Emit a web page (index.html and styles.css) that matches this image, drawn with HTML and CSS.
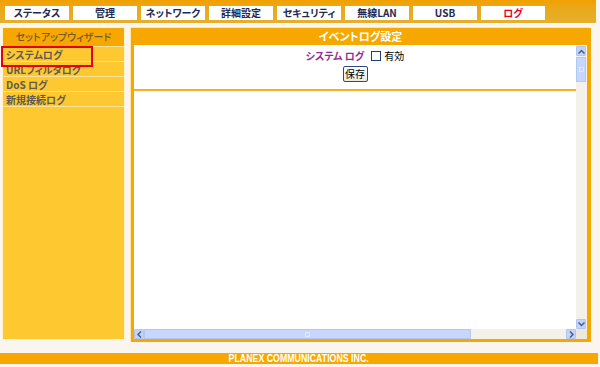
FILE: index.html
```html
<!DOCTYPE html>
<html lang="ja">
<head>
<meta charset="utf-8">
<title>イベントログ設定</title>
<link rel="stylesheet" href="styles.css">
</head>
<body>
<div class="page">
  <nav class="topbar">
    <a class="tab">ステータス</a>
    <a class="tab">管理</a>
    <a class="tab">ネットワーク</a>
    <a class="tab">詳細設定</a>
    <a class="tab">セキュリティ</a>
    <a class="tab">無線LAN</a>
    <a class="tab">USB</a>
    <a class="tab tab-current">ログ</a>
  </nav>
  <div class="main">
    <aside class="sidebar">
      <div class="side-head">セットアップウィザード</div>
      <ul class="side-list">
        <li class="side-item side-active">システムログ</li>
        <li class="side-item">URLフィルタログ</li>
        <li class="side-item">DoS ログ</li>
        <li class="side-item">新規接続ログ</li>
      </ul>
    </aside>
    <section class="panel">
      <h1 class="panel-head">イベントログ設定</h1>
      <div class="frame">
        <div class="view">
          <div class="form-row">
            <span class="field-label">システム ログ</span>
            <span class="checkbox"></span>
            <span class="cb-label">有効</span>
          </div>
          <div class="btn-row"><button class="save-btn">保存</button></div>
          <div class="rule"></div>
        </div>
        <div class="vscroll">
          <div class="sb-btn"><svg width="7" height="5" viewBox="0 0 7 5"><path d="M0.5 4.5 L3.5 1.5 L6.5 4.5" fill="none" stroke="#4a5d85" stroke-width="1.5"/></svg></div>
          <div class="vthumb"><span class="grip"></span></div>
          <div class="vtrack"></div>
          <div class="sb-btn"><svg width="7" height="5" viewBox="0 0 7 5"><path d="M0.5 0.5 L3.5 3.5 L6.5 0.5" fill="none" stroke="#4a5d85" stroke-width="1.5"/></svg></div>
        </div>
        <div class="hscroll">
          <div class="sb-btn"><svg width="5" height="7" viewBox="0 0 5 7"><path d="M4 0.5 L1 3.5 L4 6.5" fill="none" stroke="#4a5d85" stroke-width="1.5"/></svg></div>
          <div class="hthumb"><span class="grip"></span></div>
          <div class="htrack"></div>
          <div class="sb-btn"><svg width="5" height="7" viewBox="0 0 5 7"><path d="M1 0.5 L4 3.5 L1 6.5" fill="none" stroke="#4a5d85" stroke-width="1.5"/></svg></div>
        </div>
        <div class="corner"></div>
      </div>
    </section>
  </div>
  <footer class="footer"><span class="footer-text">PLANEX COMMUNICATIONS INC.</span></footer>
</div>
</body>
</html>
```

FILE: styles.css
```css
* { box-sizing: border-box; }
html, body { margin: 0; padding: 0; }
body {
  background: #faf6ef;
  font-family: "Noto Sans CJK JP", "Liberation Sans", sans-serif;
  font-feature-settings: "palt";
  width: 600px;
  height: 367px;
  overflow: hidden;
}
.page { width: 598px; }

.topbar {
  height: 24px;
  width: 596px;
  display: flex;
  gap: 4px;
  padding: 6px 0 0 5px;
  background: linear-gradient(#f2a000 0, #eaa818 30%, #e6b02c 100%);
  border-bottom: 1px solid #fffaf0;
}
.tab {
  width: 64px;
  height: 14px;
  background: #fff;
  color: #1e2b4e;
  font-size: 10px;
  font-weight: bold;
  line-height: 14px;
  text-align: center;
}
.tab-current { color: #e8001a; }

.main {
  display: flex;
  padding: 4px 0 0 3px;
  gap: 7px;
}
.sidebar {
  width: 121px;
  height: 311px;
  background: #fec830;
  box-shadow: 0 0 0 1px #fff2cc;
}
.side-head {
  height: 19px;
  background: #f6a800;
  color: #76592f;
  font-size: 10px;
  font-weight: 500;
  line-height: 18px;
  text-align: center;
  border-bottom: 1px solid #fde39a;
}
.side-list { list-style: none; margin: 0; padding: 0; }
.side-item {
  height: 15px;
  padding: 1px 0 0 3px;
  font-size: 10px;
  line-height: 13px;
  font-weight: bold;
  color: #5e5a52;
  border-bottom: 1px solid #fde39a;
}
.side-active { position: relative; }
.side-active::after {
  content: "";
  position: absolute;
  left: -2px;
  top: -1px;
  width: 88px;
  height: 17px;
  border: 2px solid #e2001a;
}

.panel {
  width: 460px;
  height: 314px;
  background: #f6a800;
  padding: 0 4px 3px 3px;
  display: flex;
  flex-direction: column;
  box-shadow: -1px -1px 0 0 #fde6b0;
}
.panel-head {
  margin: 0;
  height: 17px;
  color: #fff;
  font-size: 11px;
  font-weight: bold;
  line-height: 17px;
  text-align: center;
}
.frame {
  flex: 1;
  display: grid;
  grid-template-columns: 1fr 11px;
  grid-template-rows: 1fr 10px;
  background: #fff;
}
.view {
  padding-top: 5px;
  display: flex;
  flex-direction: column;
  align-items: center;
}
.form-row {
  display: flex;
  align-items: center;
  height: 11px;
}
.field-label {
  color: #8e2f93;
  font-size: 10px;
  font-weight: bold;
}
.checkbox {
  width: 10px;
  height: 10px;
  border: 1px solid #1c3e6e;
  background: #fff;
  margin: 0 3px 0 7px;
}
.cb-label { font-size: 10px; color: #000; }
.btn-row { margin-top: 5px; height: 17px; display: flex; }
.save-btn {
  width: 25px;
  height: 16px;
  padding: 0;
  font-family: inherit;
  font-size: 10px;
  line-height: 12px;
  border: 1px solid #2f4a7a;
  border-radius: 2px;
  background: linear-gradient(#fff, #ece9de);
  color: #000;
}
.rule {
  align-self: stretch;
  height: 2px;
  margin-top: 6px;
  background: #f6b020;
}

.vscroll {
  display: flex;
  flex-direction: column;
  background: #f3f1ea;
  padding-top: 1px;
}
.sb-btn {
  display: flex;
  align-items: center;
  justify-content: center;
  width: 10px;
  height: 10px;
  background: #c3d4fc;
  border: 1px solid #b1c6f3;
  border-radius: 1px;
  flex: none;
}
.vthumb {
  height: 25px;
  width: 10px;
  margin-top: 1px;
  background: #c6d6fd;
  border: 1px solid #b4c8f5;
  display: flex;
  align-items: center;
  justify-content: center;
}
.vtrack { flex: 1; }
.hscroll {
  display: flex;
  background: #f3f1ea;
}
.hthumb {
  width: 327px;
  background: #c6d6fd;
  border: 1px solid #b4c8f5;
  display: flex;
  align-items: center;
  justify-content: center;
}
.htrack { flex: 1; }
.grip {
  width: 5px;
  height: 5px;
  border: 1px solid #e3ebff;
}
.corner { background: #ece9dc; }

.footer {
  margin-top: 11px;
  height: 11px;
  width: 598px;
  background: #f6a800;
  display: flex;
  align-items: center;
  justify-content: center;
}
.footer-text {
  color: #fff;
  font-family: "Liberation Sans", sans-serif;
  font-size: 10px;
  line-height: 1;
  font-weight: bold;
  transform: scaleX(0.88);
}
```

○ ○ ○ ○ ○ ○ ○

TASK TO CARRY OUT =
Copy out every line of the material above exactly, skipping the pictures.

COMPLETE OUTPUT =
Emit a web page (index.html and styles.css) that matches this image, drawn with HTML and CSS.
FILE: index.html
```html
<!DOCTYPE html>
<html lang="ja">
<head>
<meta charset="utf-8">
<title>イベントログ設定</title>
<link rel="stylesheet" href="styles.css">
</head>
<body>
<div class="page">
  <nav class="topbar">
    <a class="tab">ステータス</a>
    <a class="tab">管理</a>
    <a class="tab">ネットワーク</a>
    <a class="tab">詳細設定</a>
    <a class="tab">セキュリティ</a>
    <a class="tab">無線LAN</a>
    <a class="tab">USB</a>
    <a class="tab tab-current">ログ</a>
  </nav>
  <div class="main">
    <aside class="sidebar">
      <div class="side-head">セットアップウィザード</div>
      <ul class="side-list">
        <li class="side-item side-active">システムログ</li>
        <li class="side-item">URLフィルタログ</li>
        <li class="side-item">DoS ログ</li>
        <li class="side-item">新規接続ログ</li>
      </ul>
    </aside>
    <section class="panel">
      <h1 class="panel-head">イベントログ設定</h1>
      <div class="frame">
        <div class="view">
          <div class="form-row">
            <span class="field-label">システム ログ</span>
            <span class="checkbox"></span>
            <span class="cb-label">有効</span>
          </div>
          <div class="btn-row"><button class="save-btn">保存</button></div>
          <div class="rule"></div>
        </div>
        <div class="vscroll">
          <div class="sb-btn"><svg width="7" height="5" viewBox="0 0 7 5"><path d="M0.5 4.5 L3.5 1.5 L6.5 4.5" fill="none" stroke="#4a5d85" stroke-width="1.5"/></svg></div>
          <div class="vthumb"><span class="grip"></span></div>
          <div class="vtrack"></div>
          <div class="sb-btn"><svg width="7" height="5" viewBox="0 0 7 5"><path d="M0.5 0.5 L3.5 3.5 L6.5 0.5" fill="none" stroke="#4a5d85" stroke-width="1.5"/></svg></div>
        </div>
        <div class="hscroll">
          <div class="sb-btn"><svg width="5" height="7" viewBox="0 0 5 7"><path d="M4 0.5 L1 3.5 L4 6.5" fill="none" stroke="#4a5d85" stroke-width="1.5"/></svg></div>
          <div class="hthumb"><span class="grip"></span></div>
          <div class="htrack"></div>
          <div class="sb-btn"><svg width="5" height="7" viewBox="0 0 5 7"><path d="M1 0.5 L4 3.5 L1 6.5" fill="none" stroke="#4a5d85" stroke-width="1.5"/></svg></div>
        </div>
        <div class="corner"></div>
      </div>
    </section>
  </div>
  <footer class="footer"><span class="footer-text">PLANEX COMMUNICATIONS INC.</span></footer>
</div>
</body>
</html>
```

FILE: styles.css
```css
* { box-sizing: border-box; }
html, body { margin: 0; padding: 0; }
body {
  background: #faf6ef;
  font-family: "Noto Sans CJK JP", "Liberation Sans", sans-serif;
  font-feature-settings: "palt";
  width: 600px;
  height: 367px;
  overflow: hidden;
}
.page { width: 598px; }

.topbar {
  height: 24px;
  width: 596px;
  display: flex;
  gap: 4px;
  padding: 6px 0 0 5px;
  background: linear-gradient(#f2a000 0, #eaa818 30%, #e6b02c 100%);
  border-bottom: 1px solid #fffaf0;
}
.tab {
  width: 64px;
  height: 14px;
  background: #fff;
  color: #1e2b4e;
  font-size: 10px;
  font-weight: bold;
  line-height: 14px;
  text-align: center;
}
.tab-current { color: #e8001a; }

.main {
  display: flex;
  padding: 4px 0 0 3px;
  gap: 7px;
}
.sidebar {
  width: 121px;
  height: 311px;
  background: #fec830;
  box-shadow: 0 0 0 1px #fff2cc;
}
.side-head {
  height: 19px;
  background: #f6a800;
  color: #76592f;
  font-size: 10px;
  font-weight: 500;
  line-height: 18px;
  text-align: center;
  border-bottom: 1px solid #fde39a;
}
.side-list { list-style: none; margin: 0; padding: 0; }
.side-item {
  height: 15px;
  padding: 1px 0 0 3px;
  font-size: 10px;
  line-height: 13px;
  font-weight: bold;
  color: #5e5a52;
  border-bottom: 1px solid #fde39a;
}
.side-active { position: relative; }
.side-active::after {
  content: "";
  position: absolute;
  left: -2px;
  top: -1px;
  width: 88px;
  height: 17px;
  border: 2px solid #e2001a;
}

.panel {
  width: 460px;
  height: 314px;
  background: #f6a800;
  padding: 0 4px 3px 3px;
  display: flex;
  flex-direction: column;
  box-shadow: -1px -1px 0 0 #fde6b0;
}
.panel-head {
  margin: 0;
  height: 17px;
  color: #fff;
  font-size: 11px;
  font-weight: bold;
  line-height: 17px;
  text-align: center;
}
.frame {
  flex: 1;
  display: grid;
  grid-template-columns: 1fr 11px;
  grid-template-rows: 1fr 10px;
  background: #fff;
}
.view {
  padding-top: 5px;
  display: flex;
  flex-direction: column;
  align-items: center;
}
.form-row {
  display: flex;
  align-items: center;
  height: 11px;
}
.field-label {
  color: #8e2f93;
  font-size: 10px;
  font-weight: bold;
}
.checkbox {
  width: 10px;
  height: 10px;
  border: 1px solid #1c3e6e;
  background: #fff;
  margin: 0 3px 0 7px;
}
.cb-label { font-size: 10px; color: #000; }
.btn-row { margin-top: 5px; height: 17px; display: flex; }
.save-btn {
  width: 25px;
  height: 16px;
  padding: 0;
  font-family: inherit;
  font-size: 10px;
  line-height: 12px;
  border: 1px solid #2f4a7a;
  border-radius: 2px;
  background: linear-gradient(#fff, #ece9de);
  color: #000;
}
.rule {
  align-self: stretch;
  height: 2px;
  margin-top: 6px;
  background: #f6b020;
}

.vscroll {
  display: flex;
  flex-direction: column;
  background: #f3f1ea;
  padding-top: 1px;
}
.sb-btn {
  display: flex;
  align-items: center;
  justify-content: center;
  width: 10px;
  height: 10px;
  background: #c3d4fc;
  border: 1px solid #b1c6f3;
  border-radius: 1px;
  flex: none;
}
.vthumb {
  height: 25px;
  width: 10px;
  margin-top: 1px;
  background: #c6d6fd;
  border: 1px solid #b4c8f5;
  display: flex;
  align-items: center;
  justify-content: center;
}
.vtrack { flex: 1; }
.hscroll {
  display: flex;
  background: #f3f1ea;
}
.hthumb {
  width: 327px;
  background: #c6d6fd;
  border: 1px solid #b4c8f5;
  display: flex;
  align-items: center;
  justify-content: center;
}
.htrack { flex: 1; }
.grip {
  width: 5px;
  height: 5px;
  border: 1px solid #e3ebff;
}
.corner { background: #ece9dc; }

.footer {
  margin-top: 11px;
  height: 11px;
  width: 598px;
  background: #f6a800;
  display: flex;
  align-items: center;
  justify-content: center;
}
.footer-text {
  color: #fff;
  font-family: "Liberation Sans", sans-serif;
  font-size: 10px;
  line-height: 1;
  font-weight: bold;
  transform: scaleX(0.88);
}
```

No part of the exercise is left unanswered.